Oded Shenkar wrote a book called “Copycats: How Smart Companies Use Imitation to Gain a Strategic Edge.” In the book, he talks about how the companies that imitate innovations and technologies are usually the ones that are most successful and make the most impact on an economy.
Take China for example. The country is saturated with imitation gadgets and technologies. Yet they still happen to have a booming economy that runs properly and efficiently.
Shenkar uses the American example of Apple’s iPod. You may not think that Apple is an imitator, but what they did was exactly that. They took a technology and products that already existed – the Mp3 player, enhanced the experience, and built an attractive brand and culture behind it.
Another great example of this model is grocery stores.
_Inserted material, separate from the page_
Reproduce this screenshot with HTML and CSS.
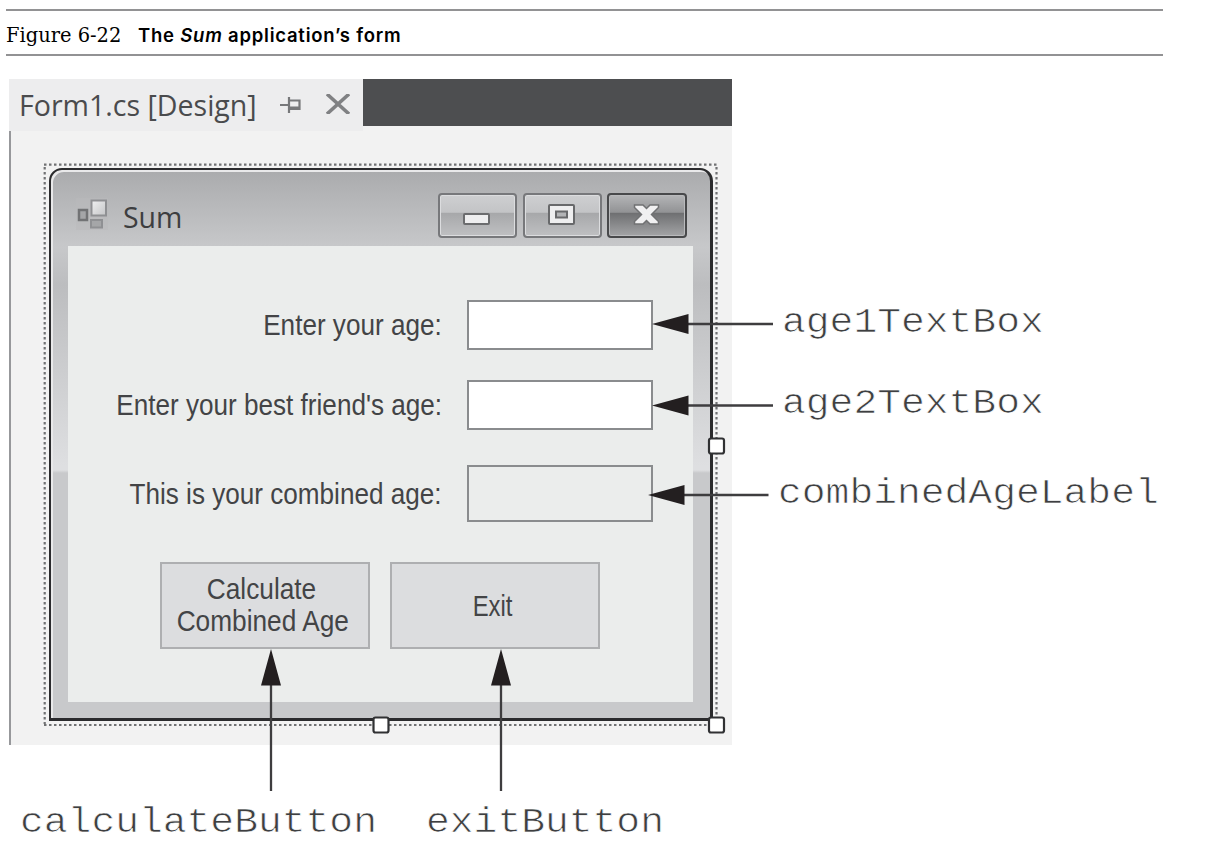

Think about how much money stores like Target, Wal-Mart, and Publix make simply by replicating products, putting their brand image on it, and discounting it immensely from competitors. Not only do they sell a lot of these products, but they force the products they imitate to get better.
Of course, all of this talk should be first disclaimed by the obvious legal issues behind imitation. Shenkar only writes about “legal imitation” which is drastically different from “illegal imitation.” Legal imitation takes a product or idea, puts a subtle twist or differentiation on it, and abides by all intellectual property laws. Illegal imitation doesn’t, and can get businesses into a lot of legal trouble.